Most of Nakashima's story was personal, not political, attempting to understand what would make free-spirited Bradley join the Army: "Manning had a history of emotional outbursts throughout his youth, and they continued during his Army service, culminating in a breakdown in Baghdad. How did a young man of such promise wind up in a brig?"
Nakashima painted a sympathetic portrait of a boy with seriously inadequate parents who had some anger-management issues of his own. One-time employer and software developer Kord Campbell was highlighted in bold text for stating about Manning at 17: "Nobody's been taking care of this kid for a really long time."
But he was never on the left. He just had "consciousness," as in "Bradley showed a political consciousness about the Iraq war. 'He didn't like that people were being killed, especially the citizens, innocent people,' Campbell said."
But you could be angry about civilian casualties and oppose the Iraqi insurgents, who targeted civilians, as opposed to the American troops, who worked assiduously to avoid civilian casualties. No such distinctions were going to be made by the Post. They were hinting that Bradley's "consciousness" opposed U.S. intervention. They were the only inhumane people.

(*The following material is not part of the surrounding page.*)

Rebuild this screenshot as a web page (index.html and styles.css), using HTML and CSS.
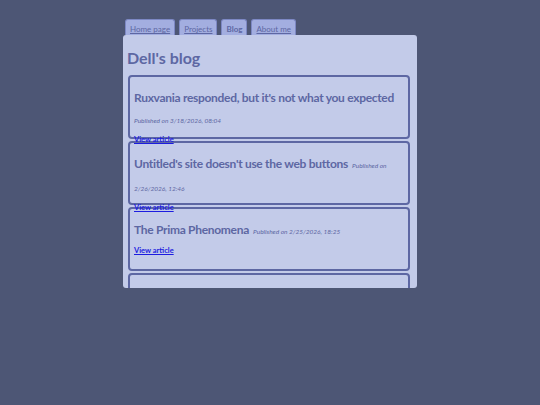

The magazine story had pictures of pro-Manning rallies with signs that say "Codepink.org" on them, but the captions said they were only "supporters," not leftists. Any non-liberal who made it to the end of this sympathetic Post Magazine portrait would get seriously sickened by the concluding paragraphs about how this could have all been avoided with more compassion for Bradley:
Manning, with his history of emotional fragility, should at a minimum have had his clearance reviewed, said Joel F. Brenner, former national counterintelligence executive. His outbursts and emotional issues "should have been the big trigger."
Nobody "cared about him," said the intelligence official familiar with the case. "If somebody had taken an interest or tried to work with him, that very well may have changed his behavior."
David Charney, a psychiatrist who has consulted on espionage cases, said supervisors can be trained to recognize signs of distress in people before they take actions that could harm national security. Young adults often don’t know their place in the world. "When there’s a lot of confusion about that," he said, "then you really are talking about a deeper sense of being unmoored in life."
In a Monday online Q&A, Nakashima repeated:
I set out not to judge the act - and I don't have conclusive evidence he did it - but to explore what people, places and events shaped the young man. What confluence of factors were at work in his life that led him to where he is today?
...Now according to Jordan Davis, Bradley was also a pragmatist who as an adolescent argued for a strong military and in favor of the U.S.' right to defend its interests overseas, with force if necessary. He defied labels. He told friends who have visited him in Quantico that while he was appreciative of the support of protesters, he felt miscast as "anti-war." He also was not religious, though his mother attended Catholic church. He shared many deep conversations about atheism with a friend in Boston. He was a complex young man.
But Nakashima also agreed with questioners that "The short answer is yes, there is far too much information that is classified when it need not be, or classified at too high a level, or simply held back for other reasons - someone deems it part of internal decision-making process."